#### [REQUIREMENT]
Leaving out every picture, retype the lines below from the top through the one that contains "const FIELD = '#fffbf0';".

Records excerpted from a collection
------------------------------------------------------------
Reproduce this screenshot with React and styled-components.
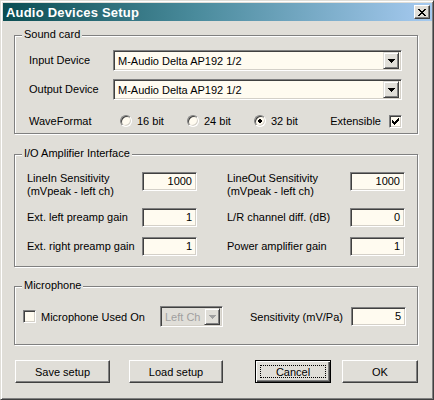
import React from 'react';
import styled, { createGlobalStyle } from 'styled-components';

const FACE = '#e0ded8';
const FIELD = '#fffbf0';

const GlobalStyle = createGlobalStyle`
  body {
    margin: 0;
    background: ${FACE};
    font-family: "Liberation Sans", Arial, sans-serif;
    font-size: 11px;
    color: #000;
  }
`;

const Window = styled.div`
  box-sizing: border-box;
  width: 434px;
  height: 400px;
  padding: 2px 1px 0 2px;
  background: ${FACE};
  border: 1px solid;
  border-color: ${FACE} #404040 #404040 ${FACE};
  box-shadow: inset 1px 1px 0 #fff, inset -1px -1px 0 #808080;
  display: flex;
  flex-direction: column;
`;

const TitleBar = styled.div`
  height: 18px;
  display: flex;
  align-items: center;
  justify-content: space-between;
  padding: 0 2px 0 3px;
  background: linear-gradient(90deg, #0b4d52 0%, #4a8b9c 45%, #a6caf0 100%);
`;

const Title = styled.span`
  color: #fff;
  font-weight: bold;
  font-size: 13px;
  letter-spacing: 0.2px;
`;

const CloseButton = styled.div`
  box-sizing: border-box;
  width: 16px;
  height: 14px;
  display: flex;
  align-items: center;
  justify-content: center;
  background: ${FACE};
  border: 1px solid;
  border-color: #fff #404040 #404040 #fff;
  box-shadow: inset -1px -1px 0 #808080;
`;

const Body = styled.div`
  display: flex;
  flex-direction: column;
  padding: 14px 0 0 11px;
`;

const Group = styled.div`
  position: relative;
  box-sizing: border-box;
  width: 404px;
  height: ${(p) => p.$h}px;
  margin-bottom: ${(p) => p.$gap || 0}px;
  border: 1px solid #808080;
  box-shadow: inset 1px 1px 0 #fff, 1px 1px 0 #fff;
  padding: ${(p) => p.$pad};
`;

const Legend = styled.span`
  position: absolute;
  top: -8px;
  left: 7px;
  padding: 0 2px;
  line-height: 13px;
  background: ${FACE};
`;

const SoundGrid = styled.div`
  display: grid;
  grid-template-columns: 84px 289px;
  grid-template-rows: 21px 21px 26px;
  row-gap: 8px;
  align-items: center;
`;

const Label = styled.span`
  white-space: nowrap;
  line-height: ${(p) => (p.$multi ? '13px' : '19px')};
`;

const Sunken = styled.div`
  box-sizing: border-box;
  border: 1px solid;
  border-color: #808080 #fff #fff #808080;
  box-shadow: inset 1px 1px 0 #404040, inset -1px -1px 0 #d4d0c8;
`;

const Combo = styled(Sunken)`
  width: ${(p) => p.$w || 289}px;
  height: 21px;
  display: flex;
  align-items: center;
  justify-content: space-between;
  padding: 2px;
  background: ${(p) => (p.$disabled ? FACE : FIELD)};
  color: ${(p) => (p.$disabled ? '#a0a0a0' : '#000')};
`;

const ComboText = styled.span`
  padding-left: 2px;
  white-space: nowrap;
`;

const ArrowButton = styled.div`
  box-sizing: border-box;
  width: 16px;
  height: 17px;
  display: flex;
  align-items: center;
  justify-content: center;
  background: ${FACE};
  border: 1px solid;
  border-color: ${FACE} #404040 #404040 ${FACE};
  box-shadow: inset 1px 1px 0 #fff, inset -1px -1px 0 #808080;
`;

const FormatRow = styled.div`
  display: flex;
  align-items: center;
  padding-left: 7px;
`;

const RadioItem = styled.div`
  width: 67px;
  display: flex;
  align-items: center;
  gap: 5px;
`;

const RadioCircle = styled.div`
  box-sizing: border-box;
  width: 12px;
  height: 12px;
  border-radius: 50%;
  border: 1px solid;
  border-color: #808080 #fff #fff #808080;
  box-shadow: inset 1px 1px 0 #404040, inset -1px -1px 0 #d4d0c8;
  background: ${FIELD};
  display: flex;
  align-items: center;
  justify-content: center;
`;

const CheckItem = styled.div`
  display: flex;
  align-items: center;
  gap: ${(p) => p.$gap}px;
  margin-left: ${(p) => p.$ml || '0'};
`;

const CheckBox = styled(Sunken)`
  width: 13px;
  height: 13px;
  display: flex;
  align-items: center;
  justify-content: center;
  background: ${FIELD};
`;

const IOGrid = styled.div`
  display: grid;
  grid-template-columns: 115px 55px 30px 123px 55px;
  row-gap: 10px;
  align-items: start;
`;

const Field = styled(Sunken)`
  width: 55px;
  height: 19px;
  padding: 0 4px;
  text-align: right;
  line-height: 17px;
  background: ${FIELD};
`;

const Spacer = styled.span``;

const MicRow = styled.div`
  display: flex;
  align-items: center;
  height: 21px;
`;

const MicSensitivity = styled.span`
  margin: 0 12px 0 27px;
  width: 89px;
  white-space: nowrap;
`;

const ButtonRow = styled.div`
  display: flex;
  padding-left: 1px;
`;

const Button = styled.div`
  box-sizing: border-box;
  width: ${(p) => p.$w}px;
  height: 23px;
  margin-right: ${(p) => p.$mr || 0}px;
  display: flex;
  align-items: center;
  justify-content: center;
  background: ${FACE};
  border: 1px solid;
  border-color: #fff #404040 #404040 #fff;
  box-shadow: inset -1px -1px 0 #808080, inset 1px 1px 0 ${FACE};
`;

const DefaultButton = styled(Button)`
  border: 1px solid #000;
  box-shadow: inset 1px 1px 0 #fff, inset -1px -1px 0 #404040, inset -2px -2px 0 #808080;
  padding: 4px;
`;

const FocusRect = styled.div`
  box-sizing: border-box;
  width: 100%;
  height: 100%;
  border: 1px dotted #000;
  display: flex;
  align-items: center;
  justify-content: center;
`;

const Glyph = ({ rows, color = '#000' }) => (
  <svg width={rows[0].length} height={rows.length} shapeRendering="crispEdges">
    {rows.flatMap((r, y) =>
      [...r].map((c, x) =>
        c === 'x' ? <rect key={`${x}-${y}`} x={x} y={y} width="1" height="1" fill={color} /> : null
      )
    )}
  </svg>
);

const X_ROWS = ['xx....xx', '.xx..xx.', '..xxxx..', '...xx...', '..xxxx..', '.xx..xx.', 'xx....xx'];
const ARROW_ROWS = ['xxxxxxx', '.xxxxx.', '..xxx..', '...x...'];
const CHECK_ROWS = ['......x', '.....xx', 'x...xxx', 'xx.xxx.', 'xxxxx..', '.xxx...', '..x....'];
const DOT_ROWS = ['.xx.', 'xxxx', 'xxxx', '.xx.'];

const DropDown = ({ text, w, disabled }) => (
  <Combo $w={w} $disabled={disabled}>
    <ComboText>{text}</ComboText>
    <ArrowButton>
      <Glyph rows={ARROW_ROWS} color={disabled ? '#a0a0a0' : '#000'} />
    </ArrowButton>
  </Combo>
);

const Radio = ({ label, checked }) => (
  <RadioItem>
    <RadioCircle>{checked && <Glyph rows={DOT_ROWS} />}</RadioCircle>
    <span>{label}</span>
  </RadioItem>
);

const ioRows = [
  ['LineIn Sensitivity\n(mVpeak - left ch)', '1000', 'LineOut Sensitivity\n(mVpeak - left ch)', '1000'],
  ['Ext. left preamp gain', '1', 'L/R channel diff. (dB)', '0'],
  ['Ext. right preamp gain', '1', 'Power amplifier gain', '1'],
];

const IOLabel = ({ text }) => {
  const lines = text.split('\n');
  return (
    <Label $multi={lines.length > 1}>
      {lines.map((l, i) => (
        <React.Fragment key={i}>
          {i > 0 && <br />}
          {l}
        </React.Fragment>
      ))}
    </Label>
  );
};

const App = () => (
  <>
    <GlobalStyle />
    <Window>
      <TitleBar>
        <Title>Audio Devices Setup</Title>
        <CloseButton>
          <Glyph rows={X_ROWS} />
        </CloseButton>
      </TitleBar>
      <Body>
        <Group $h={99} $gap={20} $pad="14px 14px 0 14px">
          <Legend>Sound card</Legend>
          <SoundGrid>
            <Label>Input Device</Label>
            <DropDown text="M-Audio Delta AP192 1/2" />
            <Label>Output Device</Label>
            <DropDown text="M-Audio Delta AP192 1/2" />
            <Label>WaveFormat</Label>
            <FormatRow>
              <Radio label="16 bit" />
              <Radio label="24 bit" />
              <Radio label="32 bit" checked />
              <CheckItem $gap={8} $ml="auto">
                <span>Extensible</span>
                <CheckBox>
                  <Glyph rows={CHECK_ROWS} />
                </CheckBox>
              </CheckItem>
            </FormatRow>
          </SoundGrid>
        </Group>

        <Group $h={113} $gap={19} $pad="17px 13px 0 12px">
          <Legend>I/O Amplifier Interface</Legend>
          <IOGrid>
            {ioRows.map(([l1, v1, l2, v2]) => (
              <React.Fragment key={l1}>
                <IOLabel text={l1} />
                <Field>{v1}</Field>
                <Spacer />
                <IOLabel text={l2} />
                <Field>{v2}</Field>
              </React.Fragment>
            ))}
          </IOGrid>
        </Group>

        <Group $h={59} $gap={15} $pad="19px 11px 0 8px">
          <Legend>Microphone</Legend>
          <MicRow>
            <CheckItem $gap={5}>
              <CheckBox />
              <span>Microphone Used On</span>
            </CheckItem>
            <CheckItem $gap={0} $ml="auto">
              <DropDown text="Left Ch" w={63} disabled />
            </CheckItem>
            <MicSensitivity>Sensitivity (mV/Pa)</MicSensitivity>
            <Field>5</Field>
          </MicRow>
        </Group>

        <ButtonRow>
          <Button $w={95} $mr={19}>Save setup</Button>
          <Button $w={94} $mr={32}>Load setup</Button>
          <DefaultButton $w={76} $mr={11}>
            <FocusRect>Cancel</FocusRect>
          </DefaultButton>
          <Button $w={76}>OK</Button>
        </ButtonRow>
      </Body>
    </Window>
  </>
);

export default App;
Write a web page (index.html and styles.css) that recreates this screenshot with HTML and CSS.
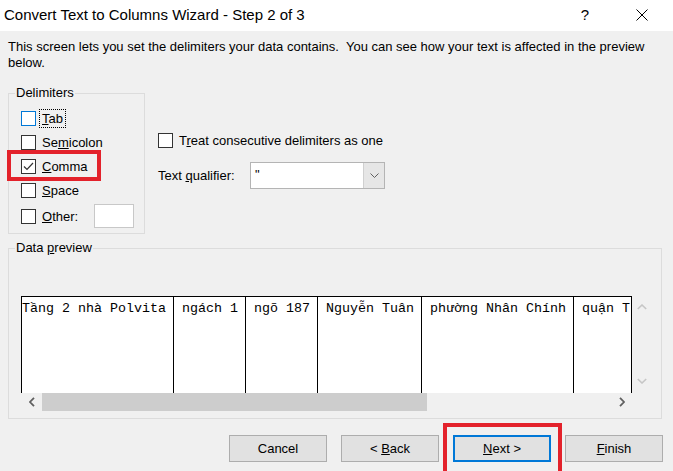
FILE: index.html
```html
<!DOCTYPE html>
<html lang="en">

<head>
    <meta charset="UTF-8">
    <meta name="viewport" content="width=device-width, initial-scale=1.0">
    <title>Convert Text to Columns Wizard - Step 2 of 3</title>
    <link rel="stylesheet" href="styles.css">
</head>

<body>
    <div class="titlebar">
        <span class="title">Convert Text to Columns Wizard - Step 2 of 3</span>
        <span class="help">?</span>
        <span class="close">
            <svg width="12" height="12" viewBox="0 0 12 12">
                <path d="M0.5 0.5 L11.5 11.5 M11.5 0.5 L0.5 11.5" stroke="#000" stroke-width="1" fill="none" />
            </svg>
        </span>
    </div>

    <div class="dialog">
        <p class="intro">This screen lets you set the delimiters your data contains.&nbsp; You can see how your text is affected in the preview below.</p>

        <div class="top-row">
            <div class="group delimiters">
                <span class="group-label">Delimiters</span>
                <label class="check-row">
                    <span class="box focus"></span>
                    <span class="focus-text"><u>T</u>ab</span>
                </label>
                <label class="check-row">
                    <span class="box"></span>
                    <span>Se<u>m</u>icolon</span>
                </label>
                <label class="check-row">
                    <span class="box">
                        <svg width="13" height="13" viewBox="0 0 13 13">
                            <path d="M2 6.5 L5 9.5 L11 3" stroke="#333" stroke-width="1.2" fill="none" />
                        </svg>
                    </span>
                    <span><u>C</u>omma</span>
                </label>
                <label class="check-row">
                    <span class="box"></span>
                    <span><u>S</u>pace</span>
                </label>
                <label class="check-row other">
                    <span class="box"></span>
                    <span class="other-text"><u>O</u>ther:</span>
                    <span class="textbox"></span>
                </label>
            </div>

            <div class="options">
                <label class="check-row treat">
                    <span class="box"></span>
                    <span>T<u>r</u>eat consecutive delimiters as one</span>
                </label>
                <div class="qualifier">
                    <span class="qualifier-text">Text <u>q</u>ualifier:</span>
                    <div class="combo">
                        <span class="combo-value">"</span>
                        <span class="combo-drop">
                            <svg width="9" height="5" viewBox="0 0 9 5">
                                <path d="M0.5 0.5 L4.5 4.5 L8.5 0.5" stroke="#606060" stroke-width="1" fill="none" />
                            </svg>
                        </span>
                    </div>
                </div>
            </div>
        </div>

        <div class="group preview">
            <span class="group-label">Data <u>p</u>review</span>
            <div class="preview-box">
                <div class="preview-main">
                    <div class="sheet">
                        <div class="col" style="width: 152px;"><span>Tầng 2 nhà Polvita</span></div>
                        <div class="col" style="width: 72px;"><span> ngách 1</span></div>
                        <div class="col" style="width: 72px;"><span> ngõ 187</span></div>
                        <div class="col" style="width: 104px;"><span> Nguyễn Tuân</span></div>
                        <div class="col" style="width: 152px;"><span> phường Nhân Chính</span></div>
                        <div class="col last"><span> quận T</span></div>
                    </div>
                    <div class="hscroll">
                        <span class="arrow">
                            <svg width="6" height="10" viewBox="0 0 6 10">
                                <path d="M5 0.8 L1 5 L5 9.2" stroke="#606060" stroke-width="1.8" fill="none" />
                            </svg>
                        </span>
                        <div class="track">
                            <div class="thumb"></div>
                        </div>
                        <span class="arrow">
                            <svg width="6" height="10" viewBox="0 0 6 10">
                                <path d="M1 0.8 L5 5 L1 9.2" stroke="#606060" stroke-width="1.8" fill="none" />
                            </svg>
                        </span>
                    </div>
                </div>
                <div class="vscroll">
                    <svg width="10" height="6" viewBox="0 0 10 6">
                        <path d="M0.8 5 L5 1 L9.2 5" stroke="#c6c6c6" stroke-width="1.6" fill="none" />
                    </svg>
                    <svg width="10" height="6" viewBox="0 0 10 6">
                        <path d="M0.8 1 L5 5 L9.2 1" stroke="#c6c6c6" stroke-width="1.6" fill="none" />
                    </svg>
                </div>
            </div>
        </div>

        <div class="buttons">
            <button class="btn">Cancel</button>
            <button class="btn">&lt; <u>B</u>ack</button>
            <button class="btn default"><u>N</u>ext &gt;</button>
            <button class="btn"><u>F</u>inish</button>
        </div>
    </div>

    <!-- red highlight marks -->
    <div class="mark mark-comma"></div>
    <div class="mark mark-next"></div>
</body>

</html>
```

FILE: styles.css
```css
* {
    margin: 0;
    padding: 0;
    box-sizing: border-box;
}

body {
    width: 673px;
    height: 471px;
    overflow: hidden;
    position: relative;
    background-color: #f0f0f0;
    font-family: "Liberation Sans", Arial, sans-serif;
    font-size: 13px;
    color: #000;
}

u {
    text-decoration: underline;
    text-underline-offset: 1px;
}

/* title bar */
.titlebar {
    height: 31px;
    background-color: #fff;
    display: flex;
    align-items: center;
    padding-left: 4px;
}

.title {
    flex: 1;
    font-size: 15px;
    padding-bottom: 2px;
}

.help {
    width: 20px;
    font-size: 15px;
    margin-right: 41px;
    text-align: center;
    padding-bottom: 2px;
}

.close {
    width: 14px;
    margin-right: 23px;
    display: flex;
    padding-bottom: 2px;
}

/* body of dialog */
.dialog {
    padding: 8px 10px 0 8px;
}

.intro {
    line-height: 16px;
}

.top-row {
    display: flex;
    margin-top: 22px;
}

.group {
    position: relative;
    border: 1px solid #dcdcdc;
}

.group-label {
    position: absolute;
    top: -8px;
    left: 6px;
    padding: 0 1px;
    line-height: 14px;
    background-color: #f0f0f0;
}

.delimiters {
    width: 137px;
    height: 141px;
    padding: 12px 0 0 12px;
}

.check-row {
    display: flex;
    align-items: center;
    height: 24px;
    gap: 6px;
}

.box {
    width: 15px;
    height: 15px;
    flex-shrink: 0;
    border: 1px solid #333;
    background-color: #fff;
    display: flex;
    align-items: center;
    justify-content: center;
}

.box.focus {
    border-color: #0078d7;
}

.focus-text {
    outline: 1px dotted #000;
    outline-offset: 1px;
    padding: 0 1px;
    margin-left: -1px;
}

.other {
    margin-top: 2px;
}

.other-text {
    width: 46px;
}

.textbox {
    width: 40px;
    height: 24px;
    border: 1px solid #c8c8c8;
    background-color: #fff;
}

.options {
    margin-left: 13px;
    padding-top: 35px;
}

.qualifier {
    display: flex;
    align-items: center;
    margin-top: 10px;
}

.qualifier-text {
    width: 92px;
}

.combo {
    width: 135px;
    height: 27px;
    border: 1px solid #b4b4b4;
    background-color: #fff;
    display: flex;
}

.combo-value {
    flex: 1;
    padding: 4px 0 0 4px;
}

.combo-drop {
    width: 21px;
    background-color: #e6e6e6;
    border-left: 1px solid #d0d0d0;
    display: flex;
    align-items: center;
    justify-content: center;
}

/* data preview */
.preview {
    width: 654px;
    height: 171px;
    margin-top: 14px;
    padding: 47px 0 0 12px;
}

.preview-box {
    display: flex;
}

.preview-main {
    width: 611px;
}

.sheet {
    height: 97px;
    display: flex;
    overflow: hidden;
    background-color: #fff;
    border-top: 1px solid #000;
    border-right: 1px solid #000;
}

.col {
    flex-shrink: 0;
    height: 100%;
    border-left: 1px solid #000;
    padding-top: 2px;
    font-family: "Liberation Mono", "Courier New", monospace;
    font-size: 13.33px;
    white-space: pre;
    line-height: 20px;
}

.col.last {
    flex: 1;
    overflow: hidden;
}

.hscroll {
    height: 18px;
    display: flex;
    align-items: center;
}

.hscroll .arrow {
    width: 21px;
    display: flex;
    justify-content: center;
}

.track {
    flex: 1;
    height: 18px;
}

.thumb {
    width: 385px;
    height: 18px;
    background-color: #cdcdcd;
}

.vscroll {
    width: 19px;
    height: 97px;
    display: flex;
    flex-direction: column;
    align-items: center;
    justify-content: space-between;
    padding: 8px 0 9px;
}

/* buttons */
.buttons {
    display: flex;
    justify-content: flex-end;
    gap: 14px;
    margin-top: 16px;
}

.btn {
    width: 98px;
    height: 27px;
    border: 1px solid #adadad;
    background-color: #e1e1e1;
    font-family: "Liberation Sans", Arial, sans-serif;
    font-size: 13px;
    color: #000;
}

.btn.default {
    border: 2px solid #0078d7;
}

/* red highlights */
.mark {
    position: absolute;
    border: 4px solid #e3222b;
}

.mark-comma {
    left: 7px;
    top: 150px;
    width: 94px;
    height: 31px;
}

.mark-next {
    left: 443px;
    top: 423px;
    width: 119px;
    height: 60px;
}
```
------------------------------------------------------------
#### [THE REPLY]
Reproduce this screenshot with React and styled-components.
import React from 'react';
import styled, { createGlobalStyle } from 'styled-components';

const FACE = '#e0ded8';
const FIELD = '#fffbf0';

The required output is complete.